Source excerpt:
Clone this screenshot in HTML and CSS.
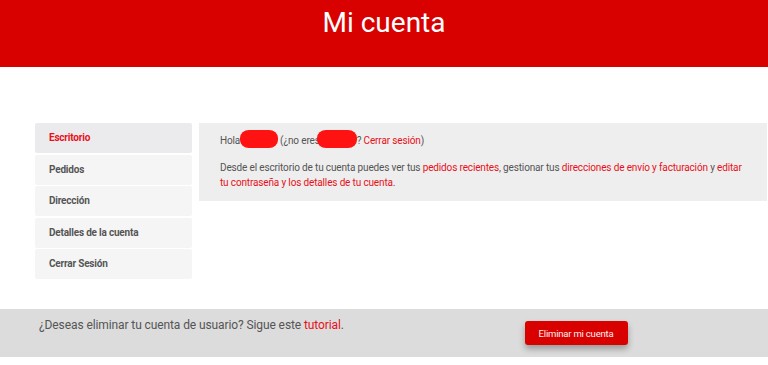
FILE: index.html
```html
<!DOCTYPE html>
<html lang="es">
<head>
<meta charset="utf-8">
<title>Mi cuenta</title>
<link rel="stylesheet" href="styles.css">
</head>
<body>
<header class="hero"><h1 class="hero-title">Mi cuenta</h1></header>
<main class="account">
  <nav class="account-nav">
    <a class="nav-item is-active" href="#">Escritorio</a>
    <a class="nav-item" href="#">Pedidos</a>
    <a class="nav-item" href="#">Dirección</a>
    <a class="nav-item" href="#">Detalles de la cuenta</a>
    <a class="nav-item" href="#">Cerrar Sesión</a>
  </nav>
  <section class="account-content">
    <p class="greet">Hola<span class="blob blob-a"></span>(¿no eres<span class="blob blob-b"></span>? <a class="link" href="#">Cerrar sesión</a>)</p>
    <p class="intro">Desde el escritorio de tu cuenta puedes ver tus <a class="link" href="#">pedidos recientes</a>, gestionar tus <a class="link" href="#">direcciones de envío y facturación</a> y <a class="link" href="#">editar tu contraseña y los detalles de tu cuenta</a>.</p>
  </section>
</main>
<footer class="delete-band">
  <div class="delete-text">¿Deseas eliminar tu cuenta de usuario? Sigue este <a class="link" href="#">tutorial</a>.</div>
  <div class="delete-action"><button class="btn-delete" type="button">Eliminar mi cuenta</button></div>
</footer>
</body>
</html>
```
FILE: styles.css
```css
* { box-sizing: border-box; }
body {
  margin: 0;
  font-family: Roboto, "Liberation Sans", sans-serif;
  color: #555;
  background: #fff;
}
.hero {
  height: 67px;
  background: #d90000;
  display: flex;
  justify-content: center;
  padding-top: 6px;
}
.hero-title {
  margin: 0;
  font-weight: 400;
  font-size: 28px;
  line-height: 34px;
  color: #fff;
}
.account {
  display: flex;
  gap: 7px;
  padding: 56px 1px 0 35px;
  align-items: flex-start;
}
.account-nav {
  flex: 0 0 157px;
  display: flex;
  flex-direction: column;
  gap: 1.5px;
}
.nav-item {
  display: block;
  height: 30px;
  line-height: 30px;
  padding-left: 14px;
  background: #f5f5f5;
  border-radius: 2px;
  font-size: 10px;
  letter-spacing: -0.2px;
  font-weight: 700;
  color: #555;
  text-decoration: none;
}
.nav-item.is-active {
  background: #ebebed;
  color: #e8101a;
}
.account-content {
  flex: 1;
  background: #eeeeee;
  padding: 11px 24px 11px 21px;
  min-height: 77px;
  font-size: 10px;
  letter-spacing: -0.15px;
  line-height: 14.5px;
}
.greet {
  margin: 0 0 13px;
  line-height: 14px;
}
.intro { margin: 0; }
.link { color: #e8101a; text-decoration: none; }
.blob {
  display: inline-block;
  vertical-align: middle;
  height: 18px;
  background: #ff1212;
  border-radius: 9px / 8px;
  margin-top: -4px;
}
.blob-a { width: 38px; margin-right: 2px; }
.blob-b { width: 40px; margin-left: -3px; }
.delete-band {
  margin-top: 30px;
  height: 48px;
  background: #dcdcdc;
  display: grid;
  grid-template-columns: 1fr 1fr;
}
.delete-text {
  padding: 8px 0 0 39px;
  font-size: 12px;
  letter-spacing: -0.1px;
  line-height: 16px;
  color: #555;
}
.delete-action {
  display: flex;
  justify-content: center;
  padding-top: 12px;
}
.btn-delete {
  width: 103px;
  height: 24px;
  border: 0;
  border-radius: 3px;
  background: #d90000;
  color: #fff0f0;
  font-family: Roboto, "Liberation Sans", sans-serif;
  font-size: 9.5px;
  letter-spacing: -0.2px;
  box-shadow: 0 4px 6px rgba(0, 0, 0, 0.3);
  padding: 0;
}
```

What the task asks:
Quote everything in the listing above exactly; pictures are the only thing to omit.

The answer:
Clone this screenshot in HTML and CSS.
FILE: index.html
```html
<!DOCTYPE html>
<html lang="es">
<head>
<meta charset="utf-8">
<title>Mi cuenta</title>
<link rel="stylesheet" href="styles.css">
</head>
<body>
<header class="hero"><h1 class="hero-title">Mi cuenta</h1></header>
<main class="account">
  <nav class="account-nav">
    <a class="nav-item is-active" href="#">Escritorio</a>
    <a class="nav-item" href="#">Pedidos</a>
    <a class="nav-item" href="#">Dirección</a>
    <a class="nav-item" href="#">Detalles de la cuenta</a>
    <a class="nav-item" href="#">Cerrar Sesión</a>
  </nav>
  <section class="account-content">
    <p class="greet">Hola<span class="blob blob-a"></span>(¿no eres<span class="blob blob-b"></span>? <a class="link" href="#">Cerrar sesión</a>)</p>
    <p class="intro">Desde el escritorio de tu cuenta puedes ver tus <a class="link" href="#">pedidos recientes</a>, gestionar tus <a class="link" href="#">direcciones de envío y facturación</a> y <a class="link" href="#">editar tu contraseña y los detalles de tu cuenta</a>.</p>
  </section>
</main>
<footer class="delete-band">
  <div class="delete-text">¿Deseas eliminar tu cuenta de usuario? Sigue este <a class="link" href="#">tutorial</a>.</div>
  <div class="delete-action"><button class="btn-delete" type="button">Eliminar mi cuenta</button></div>
</footer>
</body>
</html>
```
FILE: styles.css
```css
* { box-sizing: border-box; }
body {
  margin: 0;
  font-family: Roboto, "Liberation Sans", sans-serif;
  color: #555;
  background: #fff;
}
.hero {
  height: 67px;
  background: #d90000;
  display: flex;
  justify-content: center;
  padding-top: 6px;
}
.hero-title {
  margin: 0;
  font-weight: 400;
  font-size: 28px;
  line-height: 34px;
  color: #fff;
}
.account {
  display: flex;
  gap: 7px;
  padding: 56px 1px 0 35px;
  align-items: flex-start;
}
.account-nav {
  flex: 0 0 157px;
  display: flex;
  flex-direction: column;
  gap: 1.5px;
}
.nav-item {
  display: block;
  height: 30px;
  line-height: 30px;
  padding-left: 14px;
  background: #f5f5f5;
  border-radius: 2px;
  font-size: 10px;
  letter-spacing: -0.2px;
  font-weight: 700;
  color: #555;
  text-decoration: none;
}
.nav-item.is-active {
  background: #ebebed;
  color: #e8101a;
}
.account-content {
  flex: 1;
  background: #eeeeee;
  padding: 11px 24px 11px 21px;
  min-height: 77px;
  font-size: 10px;
  letter-spacing: -0.15px;
  line-height: 14.5px;
}
.greet {
  margin: 0 0 13px;
  line-height: 14px;
}
.intro { margin: 0; }
.link { color: #e8101a; text-decoration: none; }
.blob {
  display: inline-block;
  vertical-align: middle;
  height: 18px;
  background: #ff1212;
  border-radius: 9px / 8px;
  margin-top: -4px;
}
.blob-a { width: 38px; margin-right: 2px; }
.blob-b { width: 40px; margin-left: -3px; }
.delete-band {
  margin-top: 30px;
  height: 48px;
  background: #dcdcdc;
  display: grid;
  grid-template-columns: 1fr 1fr;
}
.delete-text {
  padding: 8px 0 0 39px;
  font-size: 12px;
  letter-spacing: -0.1px;
  line-height: 16px;
  color: #555;
}
.delete-action {
  display: flex;
  justify-content: center;
  padding-top: 12px;
}
.btn-delete {
  width: 103px;
  height: 24px;
  border: 0;
  border-radius: 3px;
  background: #d90000;
  color: #fff0f0;
  font-family: Roboto, "Liberation Sans", sans-serif;
  font-size: 9.5px;
  letter-spacing: -0.2px;
  box-shadow: 0 4px 6px rgba(0, 0, 0, 0.3);
  padding: 0;
}
```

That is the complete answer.